22. Pan left, prison uniforms hanging
23. Wide shots, uniforms hanging
24. SOUNDBITE (English) General Abel Wol, Director of National Prisons Service in South Sudan:
“This is an important project for women who are vulnerable in the society. Once they get training here and they get the skills then they will go back to the community they will be serving their people, they will be earning some living for themselves and their families.”
25. Wide shot, prisoners, prison officers and course instructors posing for a group photo
This is Juba Maximum Prison where some of South Sudan’s worst offenders have been put behind bars. Some of the prisoners are on death-row, others are serving short or long sentences – while others have been remanded and are awaiting judgment on alleged crimes.
The prison houses both male and female inmates.
Some of the female prisoners have gotten a lucky break. They have been undergoing a week-long training on sewing skills, where they learn hands on how to cut clothe from patterns and at the same time also sew both either by hand or machine.
Three inmates and nine prison officers are stitching each clothe under a program funded by the Swedish Prison and Probation Service under the auspices of the United Nations Mission in South Sudan’s (UNMISS’s) Corrections and Advisory Section and the National Prison Service of South Sudan.
Participants receive instructions on the use of a sewing needle, the threading of a sewing machine and the making of a dress based on a pattern. Two Swedish prison and probation officers who came to the South Sudanese capital specifically to offer the training have been at hand training the participants who will eventually train other inmates and officers.
SOUNDBITE (English) Agneta Johnson, Course Director, Swedish Prison and Probation Service:
“This is going to be a permanent project, so that the women we are training here will in turn train their colleagues and the prisoners so that they can keep teaching more and more people how to do this and our goal is that – what we have committed to is to ensuring that each female prisoner in South Sudan will have two sets of prison outfits so that they have something to change.”
Other than picking up a new skill, the course is aimed at enabling the learners sew 800 women prisoner uniforms two of which will be distributed to each female inmate across the nation.
The students are glad and enthusiastic that this new-found skill will benefit them into their future.
SOUNDBITE (Juba Arabic) Female Prisoner:
“When I was out of the prison I was not able to do any work, but I am sure after I get out of the prison I can be able to do something which the government can benefit from.”
As part of the project, the National Prison Service renovated and dedicated a room in the prison as a workshop.
National Prisons Service of South Sudan Director General Lt. Gen. Abel MakoiWol said that the training would advance the rights of the female prisoners, who often number among the most vulnerable members of society.

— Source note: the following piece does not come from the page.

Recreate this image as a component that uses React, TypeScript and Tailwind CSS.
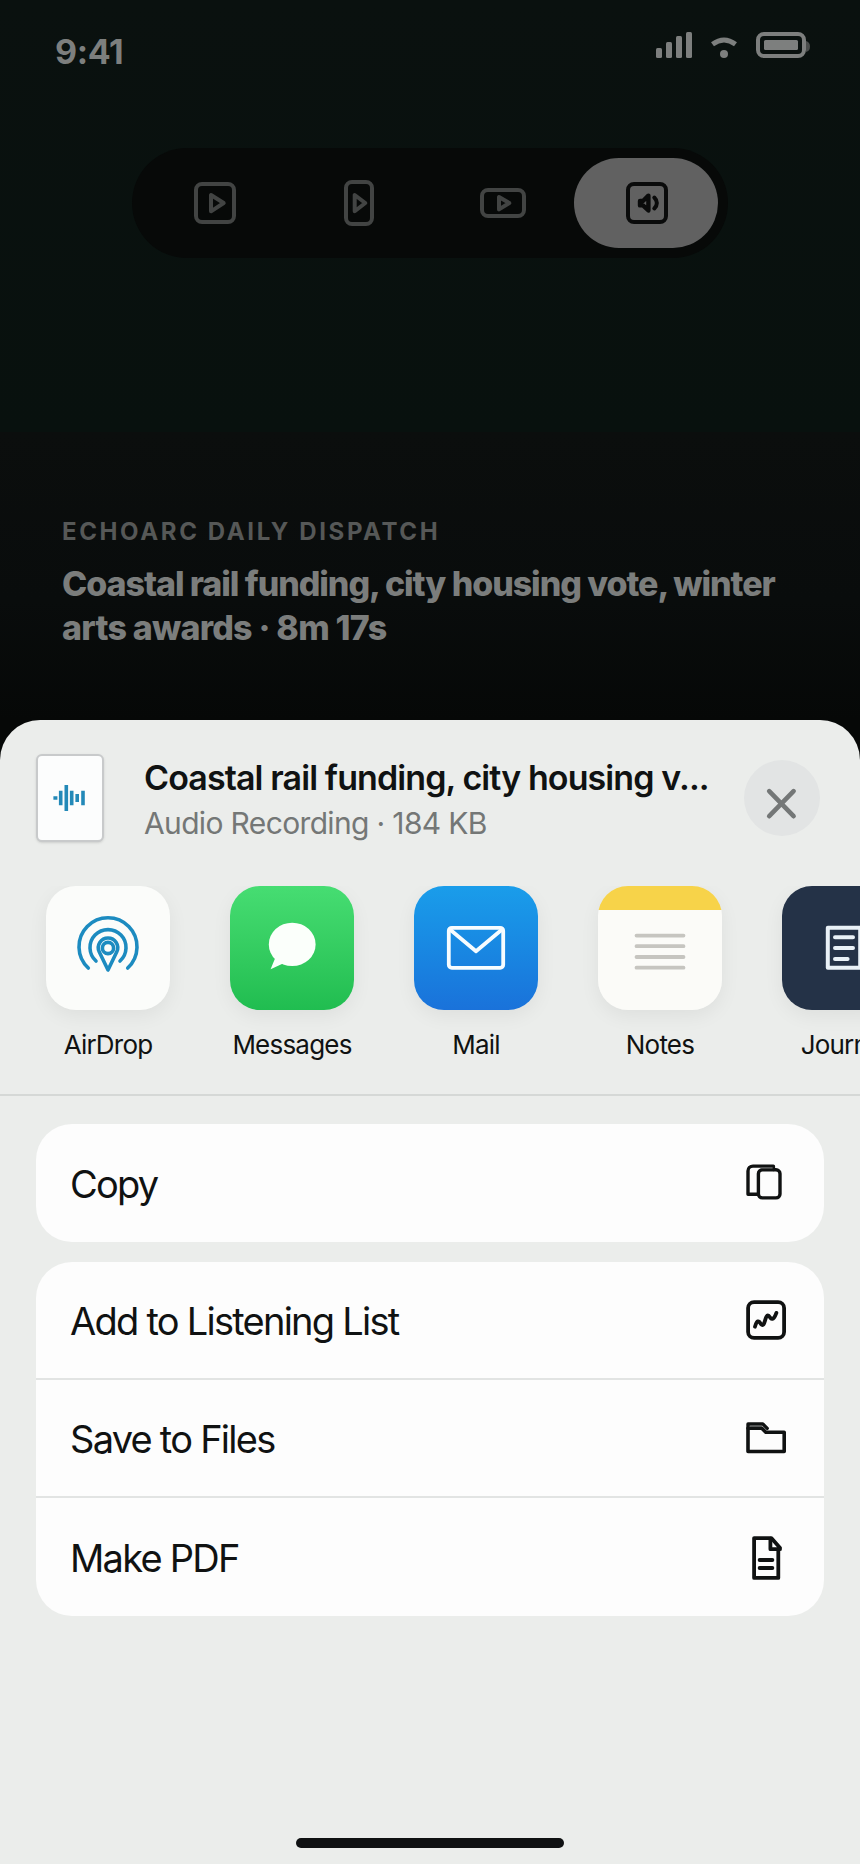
import React from 'react';

const formats = [
  {
    name: 'square',
    icon: (
      <>
        <rect x="6" y="5" width="38" height="38" rx="6" />
        <path d="M21 16v16.3L33.7 24z" />
      </>
    ),
  },
  {
    name: 'portrait',
    icon: (
      <>
        <rect x="12" y="3" width="26" height="42" rx="6" />
        <path d="M20.7 16v16.3L31.3 24z" />
      </>
    ),
  },
  {
    name: 'landscape',
    icon: (
      <>
        <rect x="4" y="11" width="42" height="26" rx="6" />
        <path d="M21 18v12.4L31.3 24z" />
      </>
    ),
  },
  {
    name: 'audio',
    icon: (
      <>
        <rect x="6" y="5" width="38" height="38" rx="6" />
        <path d="M18 22v4.4h3l5.4 5V16.6l-5.4 5.4z" strokeWidth="4.4" />
        <path d="M32.3 18.5c3.4 3.2 3.4 7.8 0 11" />
      </>
    ),
  },
];

const apps = [
  {
    name: 'AirDrop',
    tile: 'bg-[#fbfcfa]',
    icon: (
      <g fill="none" stroke="#1c8bc0" strokeWidth="3.6" strokeLinecap="round" strokeLinejoin="round">
        <path d="M42.3 82a29 29 0 1 1 39.4 0" />
        <path d="M50 75a18 18 0 1 1 24 0" />
        <path d="M62 84L53.2 65.8a9.7 9.7 0 1 1 17.6 0z" />
        <circle cx="62" cy="62" r="5.6" />
      </g>
    ),
  },
  {
    name: 'Messages',
    tile: 'bg-linear-to-b from-[#46dd72] to-[#20bd50]',
    icon: (
      <g fill="#fbfffb">
        <ellipse cx="62.2" cy="58.4" rx="23.4" ry="21.7" />
        <path d="M45.2 72L40.6 83.2L53 77.6z" />
      </g>
    ),
  },
  {
    name: 'Mail',
    tile: 'bg-linear-to-b from-[#1a9dea] to-[#1a72da]',
    icon: (
      <g fill="none" stroke="#f7fcff" strokeWidth="3.8" strokeLinejoin="round">
        <rect x="34.8" y="41.8" width="54.4" height="40" rx="3" />
        <path d="M36 43.5l26 21.7 26-21.7" />
      </g>
    ),
  },
  {
    name: 'Notes',
    tile: 'bg-[linear-gradient(#f7d349_24px,#fbfbf8_24px)]',
    icon: (
      <path d="M38.5 49.6h47M38.5 60.2h47M38.5 71h47M38.5 81.7h47" stroke="#c6c5c0" strokeWidth="3.8" strokeLinecap="round" />
    ),
  },
  {
    name: 'Journal',
    tile: 'bg-[#243247]',
    icon: (
      <g fill="none" stroke="#e9f1f7" strokeWidth="4" strokeLinejoin="round">
        <rect x="45.8" y="41.8" width="32.4" height="40" />
        <path d="M53 51.2h18M53 62h18M53 73h12.6" strokeLinecap="round" />
      </g>
    ),
  },
];

const groups = [
  [
    {
      label: 'Copy',
      icon: (
        <>
          <path d="M31.4 10.5V7.1H11a5 5 0 0 0-5 5v23.1h10" strokeWidth="3.4" />
          <rect x="16.4" y="10.7" width="21.6" height="28.2" rx="4" strokeWidth="3.4" />
          <path d="M20 8.9h10" stroke="#555757" strokeWidth="1.6" />
        </>
      ),
    },
  ],
  [
    {
      label: 'Add to Listening List',
      icon: (
        <>
          <rect x="6.1" y="6.1" width="36" height="35.8" rx="6" />
          <path d="M13 30.7c.8-3.6 2.4-6.4 4.2-5l1.8 2.4c4.4 4.6 3.6-10.4 7.6-8.4l2 2.4c2.4 2.4 4.6-1.8 5.8-5.2" strokeWidth="3.8" />
        </>
      ),
    },
    {
      label: 'Save to Files',
      icon: (
        <>
          <path d="M6 14.2V10h14.8l4.4 4.4" strokeWidth="3.4" />
          <path d="M6 14.2h13.8l4 4H42.2v19.3H6z" strokeWidth="3.6" />
          <path d="M8.6 12.1h11" stroke="#555757" strokeWidth="1.6" />
        </>
      ),
    },
    {
      label: 'Make PDF',
      icon: (
        <>
          <path d="M36.3 16v28.9H12.1V5.1h17.2l8.6 9.6" />
          <path d="M28.4 5.6v10.6h9.6M17.6 27H30.4M17.6 35H30.4" />
        </>
      ),
    },
  ],
];

function StatusBar() {
  return (
    <div className="flex h-[148px] items-start justify-between pl-[55px] pr-[48px] text-[#7d7f7e]">
      <span className="mt-[31px] text-[34px] leading-[42px] font-bold tracking-[-0.4px]">9:41</span>
      <svg className="mt-[30px]" width="158" height="32" viewBox="0 0 158 32" fill="currentColor">
        <rect x="2" y="18" width="6" height="10" rx="1.5" />
        <rect x="12" y="12" width="6" height="16" rx="1.5" />
        <rect x="22" y="6" width="6" height="22" rx="1.5" />
        <rect x="32" y="2" width="6" height="26" rx="1.5" />
        <path d="M58.5 14.2q11.5-8.4 23 0" fill="none" stroke="currentColor" strokeWidth="5" />
        <circle cx="70" cy="24" r="4" />
        <path d="M152 11q4 1 4 5.5t-4 5.5z" fill="#4a4d4c" />
        <rect x="104" y="4" width="46" height="22" rx="6" fill="none" stroke="currentColor" strokeWidth="4" />
        <rect x="110" y="10" width="34" height="10" rx="1.5" />
      </svg>
    </div>
  );
}

function FormatPicker() {
  return (
    <div className="mx-auto flex h-[110px] w-[596px] rounded-full bg-[#070908] p-[10px]">
      {formats.map((f) => (
        <button
          key={f.name}
          className={`flex h-[90px] w-[144px] items-center justify-center rounded-full ${
            f.name === 'audio' ? 'bg-[#616161] text-[#0a0b0b]' : 'text-[#424443]'
          }`}
        >
          <svg
            width="48"
            height="48"
            viewBox="0 0 48 48"
            fill="none"
            stroke="currentColor"
            strokeWidth="4"
            strokeLinecap="round"
            strokeLinejoin="round"
          >
            {f.icon}
          </svg>
        </button>
      ))}
    </div>
  );
}

function SheetHeader() {
  return (
    <div className="flex items-start pl-[36px] pr-[40px] pt-[34px]">
      <div className="h-[88px] w-[68px] shrink-0 rounded-[6px] border-2 border-[#c8cacb] bg-[#fcfdfd] shadow-sm">
        <svg width="64" height="84" viewBox="0 0 64 84" stroke="#2389b8" strokeWidth="3.6">
          <path d="M15.4 42h4M22.7 34.7v14.6M28.3 29v26M33.7 34.7v14.6M39.2 38v8M45 34.7v14.6" />
        </svg>
      </div>
      <div className="ml-[40px] mt-px w-[568px] shrink-0">
        <div className="text-[34px] leading-[46px] font-semibold tracking-[-0.9px] whitespace-nowrap text-[#101212]">
          Coastal rail funding, city housing v...
        </div>
        <div className="text-[30px] leading-[44px] tracking-[-0.65px] text-[#747776]">Audio Recording · 184 KB</div>
      </div>
      <button className="ml-auto mt-[6px] h-[76px] w-[76px] shrink-0 rounded-full bg-[#e2e4e4]">
        <svg width="76" height="76" viewBox="0 0 76 76" stroke="#747777" strokeWidth="4.6" strokeLinecap="round">
          <path d="M25.2 31.2L49.6 56.2M49.6 31.2L25.2 56.2" />
        </svg>
      </button>
    </div>
  );
}

function AppRow() {
  return (
    <div className="flex h-[208px] gap-[60px] overflow-hidden pl-[46px]">
      {apps.map((app) => (
        <div key={app.name} className="flex w-[124px] shrink-0 flex-col items-center">
          <div className={`h-[124px] w-[124px] overflow-hidden rounded-[30px] shadow-[0_6px_20px_rgba(0,0,0,0.06)] ${app.tile}`}>
            <svg width="124" height="124" viewBox="0 0 124 124">
              {app.icon}
            </svg>
          </div>
          <span className="mt-[18px] text-[26px] leading-[34px] tracking-[-0.8px] text-[#101212]">{app.name}</span>
        </div>
      ))}
    </div>
  );
}

export default function App() {
  return (
    <main className="relative flex h-[1864px] w-[860px] flex-col overflow-hidden bg-[#090b0b] font-['Inter','Liberation_Sans',sans-serif]">
      <section className="h-[720px] bg-[linear-gradient(#0a110f_0,#08110e_432px,#0b0e0d_432px,#090c0c_600px,#060807_720px)]">
        <StatusBar />
        <FormatPicker />
        <div className="px-[62px] pt-[259px]">
          <p className="text-[24px] leading-[30px] font-bold tracking-[2.62px] text-[#565857]">ECHOARC DAILY DISPATCH</p>
          <h1 className="mt-[15px] text-[34px] leading-[44px] font-extrabold whitespace-nowrap text-[#7b7d7c]">
            <span className="tracking-[-1.07px]">Coastal rail funding, city housing vote, winter</span>
            <br />
            <span className="tracking-[-0.78px]">arts awards · 8m 17s</span>
          </h1>
        </div>
      </section>

      {/* Share sheet */}
      <section className="relative flex-1 bg-[#060807]">
        <div className="flex h-full flex-col rounded-t-[40px] bg-[#ebedeb]">
          <SheetHeader />
          <div className="pt-[41px]">
            <AppRow />
          </div>
          <div className="h-[2px] bg-[#d5d8d6]" />
          <div className="mt-[28px] flex flex-col gap-[20px] px-[36px]">
            {groups.map((rows) => (
              <div key={rows[0].label} className="overflow-hidden rounded-[36px] bg-[#fdfdfd]">
                {rows.map((row) => (
                  <div
                    key={row.label}
                    className="flex h-[118px] items-center justify-between border-b-2 border-[#e2e4e3] pl-[34px] pr-[34px] last:border-b-0"
                  >
                    <span className="mt-[2px] text-[38px] leading-[48px] tracking-[-1.75px] text-[#101212]">{row.label}</span>
                    <svg
                      width="48"
                      height="48"
                      viewBox="0 0 48 48"
                      fill="none"
                      stroke="#101212"
                      strokeWidth="3.8"
                      strokeLinecap="round"
                      strokeLinejoin="round"
                    >
                      {row.icon}
                    </svg>
                  </div>
                ))}
              </div>
            ))}
          </div>
          <div className="mx-auto mt-auto mb-[16px] h-[10px] w-[268px] rounded-full bg-[#0f1112]" />
        </div>
      </section>
    </main>
  );
}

SOUNDBITE (English) General Abel Wol, Director of National Prisons Service in South Sudan:
“This is an important project for women who are vulnerable in the society. Once they get training here and they get the skills then they will go back to the community they will be serving their people, they will be earning some living for themselves and their families.”
The initiative is the fruit of a project started by the UN Office on Drugs and Crime (UNODC) in 2009 when it donated sewing machines to prisons in Juba, Bor, Wau and Malakal. To date, the UNODC has donated a total of 13 sewing machines to those facilities.
Prison officials hope that the trainees will produce uniforms for male prisoners and repair uniforms for all inmates and prison staff.
And as the sewing initiative gains strength with the hope of rehabilitating those imprisoned in a country where finding jobs may be difficult –chances are also that the crime rate for repeat offenders could be drastically reduced.